··· EXTRACTED DATA ···
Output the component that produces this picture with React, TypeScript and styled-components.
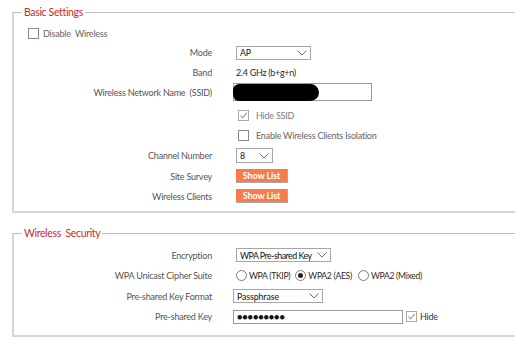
import React from 'react';
import styled, { createGlobalStyle } from 'styled-components';

const Global = createGlobalStyle`
  html, body { margin: 0; padding: 0; background: #fff; }
  body { font-family: Lato, "Open Sans", "Liberation Sans", sans-serif; overflow: hidden; }
`;

const Page = styled.div`
  width: 515px;
  height: 345px;
  overflow: hidden;
  box-sizing: border-box;
  padding: 5px 0 0 12px;
  display: flex;
  flex-direction: column;
  gap: 13px;
`;

const Fieldset = styled.fieldset<{ $pb: number }>`
  margin: 0 -20px 0 0;
  padding: 0 0 ${p => p.$pb}px 0;
  border: 2px solid #d6d6d6;
  border-top: 1px solid #bdbdbd;
  min-width: 0;
`;

const Legend = styled.legend`
  margin-left: 8px;
  padding: 0 2px;
  font-size: 10.5px;
  line-height: 14px;
  color: #cc2a2a;
  letter-spacing: -0.35px;
  white-space: pre;
`;

const Body = styled.div<{ $pt: number }>`
  padding-top: ${p => p.$pt}px;
  display: flex;
  flex-direction: column;
`;

const Row = styled.div<{ $h: number; $mb?: number }>`
  display: grid;
  grid-template-columns: 198px 1fr;
  column-gap: 21px;
  align-items: center;
  height: ${p => p.$h}px;
  margin-bottom: ${p => p.$mb ?? 0}px;
  font-size: 9px;
  letter-spacing: -0.22px;
`;

const Label = styled.div`
  text-align: right;
  color: #555;
  white-space: pre;
`;

const Control = styled.div<{ $ml?: number }>`
  display: flex;
  align-items: center;
  margin-left: ${p => p.$ml ?? 0}px;
  white-space: pre;
`;

const TopCheckRow = styled.div`
  display: flex;
  align-items: center;
  height: 20px;
  padding-left: 14px;
  font-size: 9px;
  letter-spacing: -0.2px;
  color: #666;
  white-space: pre;
`;

const Box = styled.span<{ $dim?: boolean }>`
  width: 9px;
  height: 9px;
  border: 1px solid ${p => (p.$dim ? '#a8a8a8' : '#8a8a8a')};
  background: #fff;
  display: inline-flex;
  align-items: center;
  justify-content: center;
  flex: none;
`;

const CheckText = styled.span<{ $gap?: number; $color?: string }>`
  margin-left: ${p => p.$gap ?? 7}px;
  color: ${p => p.$color ?? '#666'};
`;

const SelectBox = styled.div<{ $w: number; $h?: number; $ls?: number }>`
  width: ${p => p.$w}px;
  height: ${p => p.$h ?? 14}px;
  box-sizing: border-box;
  border: 1px solid #a6a6a6;
  display: flex;
  align-items: center;
  justify-content: space-between;
  padding: 0 3px 0 3px;
  color: #111;
  font-size: 8.8px;
  letter-spacing: ${p => p.$ls ?? -0.1}px;
  background: #fff;
`;

const ValueText = styled.span`
  color: #2a2a2a;
  letter-spacing: -0.3px;
`;

const TextBox = styled.div<{ $w: number; $h: number }>`
  width: ${p => p.$w}px;
  height: ${p => p.$h}px;
  box-sizing: border-box;
  border: 1px solid #9a9a9a;
  display: flex;
  align-items: center;
  background: #fff;
`;

const Redaction = styled.div`
  width: 86px;
  height: 17px;
  margin-left: -1px;
  background: #000;
  border-radius: 9px 12px 12px 9px;
`;

const Dots = styled.span`
  margin-left: 3px;
  font-size: 9px;
  letter-spacing: -0.1px;
  color: #111;
  line-height: 1;
`;

const OrangeButton = styled.div`
  width: 52px;
  height: 14px;
  box-sizing: border-box;
  background: #f97a4b;
  border-right: 1px solid #a9a9a9;
  border-bottom: 1px solid #a9a9a9;
  color: #fff;
  font-weight: 700;
  font-size: 9px;
  letter-spacing: -0.1px;
  display: flex;
  align-items: center;
  justify-content: center;
`;

const Radio = styled.span`
  width: 9px;
  height: 9px;
  border-radius: 50%;
  border: 1px solid #7d7d7d;
  display: inline-flex;
  align-items: center;
  justify-content: center;
  flex: none;
  background: #fff;
`;

const RadioDot = styled.span`
  width: 5px;
  height: 5px;
  border-radius: 50%;
  background: #222;
`;

const RadioText = styled.span<{ $mr: number }>`
  margin-left: 2px;
  margin-right: ${p => p.$mr}px;
  color: #2a2a2a;
  font-size: 8.6px;
  letter-spacing: -0.3px;
`;

const Chevron = () => (
  <svg width="10" height="6" viewBox="0 0 10 6">
    <polyline points="0.5,0.5 5,5 9.5,0.5" fill="none" stroke="#6a6a6a" strokeWidth="1" />
  </svg>
);

const Tick = ({ color = '#9a9a9a' }: { color?: string }) => (
  <svg width="9" height="9" viewBox="0 0 9 9">
    <polyline points="1.5,4.5 3.5,6.8 7.8,1.8" fill="none" stroke={color} strokeWidth="1.1" />
  </svg>
);

const Select = ({ w, value, h, ls }: { w: number; value: string; h?: number; ls?: number }) => (
  <SelectBox $w={w} $h={h} $ls={ls}>
    <span>{value}</span>
    <Chevron />
  </SelectBox>
);

export default function App() {
  return (
    <>
      <Global />
      <Page>
        <Fieldset $pb={5}>
          <Legend>Basic Settings</Legend>
          <Body $pt={4}>
            <TopCheckRow>
              <Box />
              <CheckText $gap={4}>Disable  Wireless</CheckText>
            </TopCheckRow>
            <Row $h={19}>
              <Label>Mode</Label>
              <Control $ml={3}><Select w={75} value="AP" /></Control>
            </Row>
            <Row $h={20}>
              <Label>Band</Label>
              <Control $ml={3}><ValueText>2.4 GHz (b+g+n)</ValueText></Control>
            </Row>
            <Row $h={20} $mb={3}>
              <Label>Wireless Network Name  (SSID)</Label>
              <Control>
                <TextBox $w={139} $h={18}><Redaction /></TextBox>
              </Control>
            </Row>
            <Row $h={20}>
              <span />
              <Control $ml={5}>
                <Box $dim><Tick /></Box>
                <CheckText $color="#7a7a7a">Hide SSID</CheckText>
              </Control>
            </Row>
            <Row $h={20}>
              <span />
              <Control $ml={5}>
                <Box />
                <CheckText>Enable Wireless Clients Isolation</CheckText>
              </Control>
            </Row>
            <Row $h={21}>
              <Label>Channel Number</Label>
              <Control $ml={3}><Select w={37} h={15} value="8" /></Control>
            </Row>
            <Row $h={20}>
              <Label>Site Survey</Label>
              <Control $ml={3}><OrangeButton>Show List</OrangeButton></Control>
            </Row>
            <Row $h={20}>
              <Label>Wireless Clients</Label>
              <Control $ml={3}><OrangeButton>Show List</OrangeButton></Control>
            </Row>
          </Body>
        </Fieldset>

        <Fieldset $pb={8}>
          <Legend>Wireless  Security</Legend>
          <Body $pt={5}>
            <Row $h={20}>
              <Label>Encryption</Label>
              <Control $ml={3}><Select w={95} value="WPA Pre-shared Key" ls={-0.5} /></Control>
            </Row>
            <Row $h={21}>
              <Label>WPA Unicast Cipher Suite</Label>
              <Control $ml={3}>
                <Radio />
                <RadioText $mr={5}>WPA (TKIP)</RadioText>
                <Radio><RadioDot /></Radio>
                <RadioText $mr={6}>WPA2 (AES)</RadioText>
                <Radio />
                <RadioText $mr={0}>WPA2 (Mixed)</RadioText>
              </Control>
            </Row>
            <Row $h={20}>
              <Label>Pre-shared Key Format</Label>
              <Control><Select w={90} value="Passphrase" /></Control>
            </Row>
            <Row $h={21}>
              <Label>Pre-shared Key</Label>
              <Control>
                <TextBox $w={170} $h={14}><Dots>●●●●●●●●●</Dots></TextBox>
                <Box $dim style={{ marginLeft: 3 }}><Tick /></Box>
                <CheckText $gap={3} $color="#333">Hide</CheckText>
              </Control>
            </Row>
          </Body>
        </Fieldset>
      </Page>
    </>
  );
}
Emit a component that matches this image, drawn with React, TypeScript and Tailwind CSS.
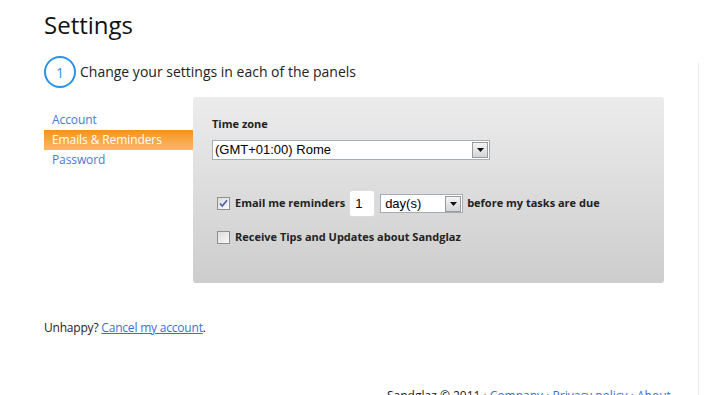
import { useState } from 'react';

const sans = "font-['Open_Sans','Noto_Sans',sans-serif]";
const arial = "font-['Liberation_Sans',Arial,sans-serif]";

const Arrow = () => (
  <span className="flex h-[16px] w-[16px] items-center justify-center border border-[#9a9a9a] bg-gradient-to-b from-[#f4f4f4] to-[#d6d6d6]">
    <svg width="7" height="4" viewBox="0 0 7 4">
      <path d="M0 0h7L3.5 4z" fill="#111" />
    </svg>
  </span>
);

const Checkbox = ({ checked, onToggle }: { checked: boolean; onToggle: () => void }) => (
  <span
    onClick={onToggle}
    className="flex h-[13px] w-[13px] shrink-0 items-center justify-center border border-[#8f8f8f] bg-gradient-to-br from-[#dcdcdc] to-[#fafafa]"
  >
    {checked && (
      <svg width="9" height="9" viewBox="0 0 9 9">
        <path d="M1 4.5l2.3 2.6L8 1.2" stroke="#4a5fa8" strokeWidth="1.6" fill="none" />
      </svg>
    )}
  </span>
);

const App = () => {
  const [remind, setRemind] = useState(true);
  const [tips, setTips] = useState(false);

  return (
    <div className={`flex min-h-[395px] bg-white text-[#222] ${sans}`}>
      <div className="w-[698px] pl-[44px]">
        <h1 className="mt-[7px] text-[24px] leading-[36px] text-[#111]">Settings</h1>

        <div className="mt-[13px] flex items-center gap-[4px]">
          <span className="flex h-[32px] w-[32px] items-center justify-center rounded-full border-2 border-[#2a93e8] text-[14px] text-[#2a93e8]">
            1
          </span>
          <span className="text-[14px] leading-[20px] text-[#222]">Change your settings in each of the panels</span>
        </div>

        <div className="mt-[9px] flex">
          <nav className="w-[149px] pt-[13px] text-[12px] leading-[20px] tracking-[-0.1px]">
            <a href="#" className="block pl-[8px] text-[#4a78d6]">Account</a>
            <a href="#" className="block bg-gradient-to-b from-[#f39408] to-[#fcb866] pl-[8px] text-white">
              Emails &amp; Reminders
            </a>
            <a href="#" className="block pl-[8px] text-[#4a78d6]">Password</a>
          </nav>

          <section className="h-[186px] w-[471px] rounded-[3px] bg-gradient-to-b from-[#ececec] to-[#cdcdcd] pl-[19px] pt-[18px]">
            <label className="block text-[11px] font-bold leading-[18px] text-[#222]">Time zone</label>
            <div className="mt-[7px] flex h-[20px] w-[278px] items-center justify-between border border-[#a5acb2] bg-white pr-[1px]">
              <span className={`pl-[2px] text-[13px] text-black ${arial}`}>(GMT+01:00) Rome</span>
              <Arrow />
            </div>

            <div className="mt-[30px] flex h-[27px] items-center pl-[5px] text-[11px] font-bold">
              <Checkbox checked={remind} onToggle={() => setRemind(!remind)} />
              <span className="ml-[5px]">Email me reminders</span>
              <span className={`ml-[4px] flex h-[27px] w-[26px] items-center rounded-[3px] border border-[#dcdcdc] bg-white pl-[5px] text-[13px] font-normal text-black ${arial}`}>
                1
              </span>
              <div className="ml-[5px] flex h-[19px] w-[83px] items-center justify-between border border-[#a5acb2] bg-white pr-[1px]">
                <span className={`pl-[4px] text-[13px] font-normal text-black ${arial}`}>day(s)</span>
                <Arrow />
              </div>
              <span className="ml-[4px]">before my tasks are due</span>
            </div>

            <div className="mt-[11px] flex h-[18px] items-center pl-[5px] text-[11px] font-bold">
              <Checkbox checked={tips} onToggle={() => setTips(!tips)} />
              <span className="ml-[5px]">Receive Tips and Updates about Sandglaz</span>
            </div>
          </section>
        </div>

        <p className="mt-[36px] text-[12px] leading-[18px] tracking-[-0.2px] text-[#222]">
          Unhappy? <a href="#" className="text-[#3b6fd6] underline">Cancel my account</a>.
        </p>

        <footer className="mt-[50px] pl-[343px] text-[12px] leading-[18px] text-[#222]">
          Sandglaz © 2011 · <a href="#" className="text-[#3b6fd6]">Company</a> ·{' '}
          <a href="#" className="text-[#3b6fd6]">Privacy policy</a> · <a href="#" className="text-[#3b6fd6]">About</a>
        </footer>
      </div>
      <div className="mt-[63px] h-[332px] border-l border-[#ebebeb]" />
    </div>
  );
};

export default App;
···
WHAT YOU WILL DO
Of the lines in the entries above, how many include "with"? Only the number should be given.

RESULT FOR THIS EXERCISE
2